Вместе с Тургеневым Лермонтов бывал в семье Мартыновых — своего приятеля Мартышки, который, зарекомендовав себя плохим офицером в Кавалергардском полку, множество раз подвергшись взысканиям за опоздания на учения и смотры, за плохую езду на лошади, решил спасать свою военную карьеру и еще осенью 1839 года подался охотником на Кавказ. Тургенев лаконично записывал в своей тетради: «12 мая... После обеда в Петровское к Мартыновым... Несмотря на дождь, поехали в Покровское-Глебово... возвратились к Мартыновым — пить чай и сушиться... Лермонтов любезничал и уехал»; «19 мая, воскресение... обедал дома, после в Петровское, гулял с гр. Зубовой, с Демидовыми, с Анненковой, с Мартыновыми... Цыгане. Волковы, Мартыновы. Лермонтов... Наслушавшись цыган, поехали к Пашковым»; «22 мая... в театр, в ложи гр. Броглио и Мартыновых, с Лермонтовым; зазвали пить чай у них, и с Лермонтовым и с Озеровым кончил невинный вечер; весело».

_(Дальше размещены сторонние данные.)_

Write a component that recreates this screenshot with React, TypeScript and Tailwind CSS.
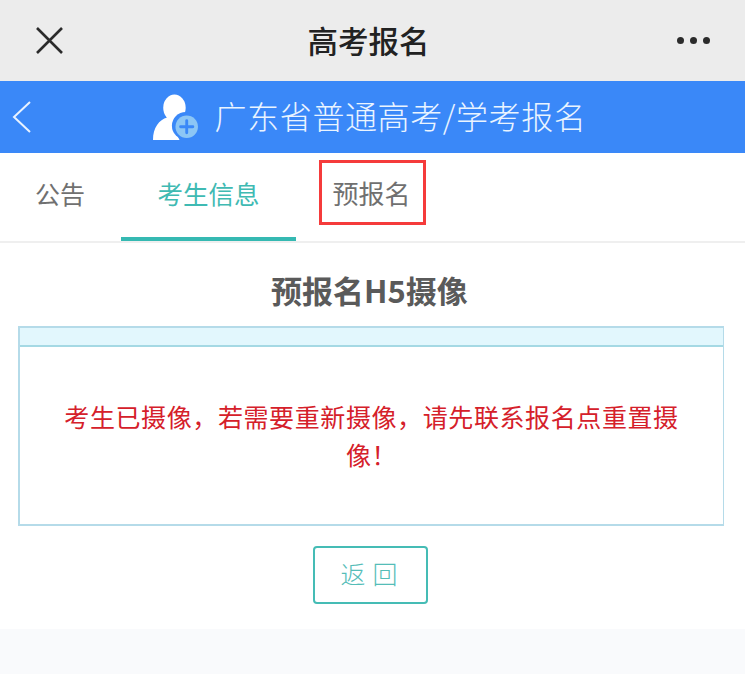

У Мартыновых впервые увидел Лермонтова восемнадцатилетний князь Мещерский. «Войдя в многолюдную гостиную дома, — писал он, - принимавшего всегда только одно самое высшее общество, я с некоторым удивлением заметил среди гостей какого-то небольшого роста пехотного армейского офицера в весьма нещегольской армейской форме, с красным воротником без всякого шитья. Мое любопытство не распространилось далее этого минутного впечатления: до такой степени я был уверен, что этот бедненький армейский офицер, попавший, вероятно, случайно в чуждое ему общество, должен обязательно быть человеком весьма мало интересным. Я уже было совсем забыл о существовании этого маленького офицера, когда случилось так, что он подошел к кружку тех дам, с которыми я разговаривал. Тогда я пристально посмотрел на него и так был поражен ясным и умным его взглядом, что с большим любопытством спросил об имени незнакомца. Оказалось, что этот скромный армейский офицер был не кто иной, как поэт Лермонтов». От Лермонтова не укрылось все это, и он наказал юного сноба. При этой встрече и потом он без устали рассказывал ему смешные малороссийские анекдоты, уморительные истории про несуществующего своего денщика-хохла, о каком-то своем имении на Украине, и чопорный князек хохотал до слез, веря всему; потом он все это поместил в свои мемуары.
Мартыновы собирались в подмосковное имение. «Мы еще в городе, — писала Е. М. Мартынова сыну Николаю на Кавказ, — погода всё еще холодная... Лермонтов у нас чуть ли не каждый день. По правде сказать, я его не особенно люблю; у него слишком злой язык, и, хотя он выказывает полную дружбу к твоим сестрам, я уверена, что при первом случае он не пощадит и их; эти дамы находят большое удовольствие в его обществе — слава Богу, он скоро уезжает: для меня его посещения неприятны».